Surface Levels and Their Contribution to the Surface Tension of Quantum Liquids

We investigate the new type of excitations on a liquid surface, which were proposed in A.M. Dyugaev, P.D. Grigoriev (JETP Lett. 78:466, 2003) to explain the long-standing puzzle of the strong temperature dependence of the surface tension coefficient of liquid helium. These excitations, called surfons, appear because helium atoms have discrete energy level at the liquid surface, being attracted to the surface by the van der Waals force and repulsed at a hard-core interatomic distance. The surfons propagate along the surface and form a two-dimensional gas. The concentration of the surfons increases with temperature.
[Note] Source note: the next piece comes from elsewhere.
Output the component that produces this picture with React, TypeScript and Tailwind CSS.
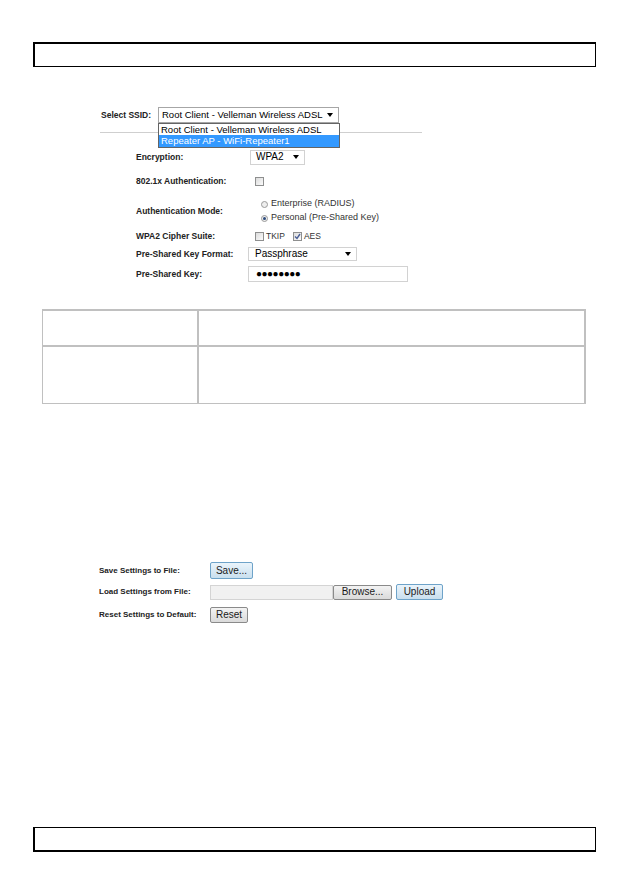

Basing on the simple quantum-mechanical model of the surfon microscopic structure, we estimate the surfon activation energy and effective mass for both helium isotopes. We also calculate the contribution of the surfons to the temperature dependence of the surface tension, taking into account the experimental temperature dependence of the chemical potential of liquid helium. This allows to achieve very high agreement between our theory and experiment on the temperature dependence of surface tension from zero to almost boiling temperature and to determine the contribution of ripplons. This temperature dependence is quadratic in a wide temperature interval for both helium isotopes. The comparison with experiment allows to extract the surfon activation energy and effective mass. The values of these surfon microscopic parameters agree with the values, calculated from the proposed microscopic model of surfon structure.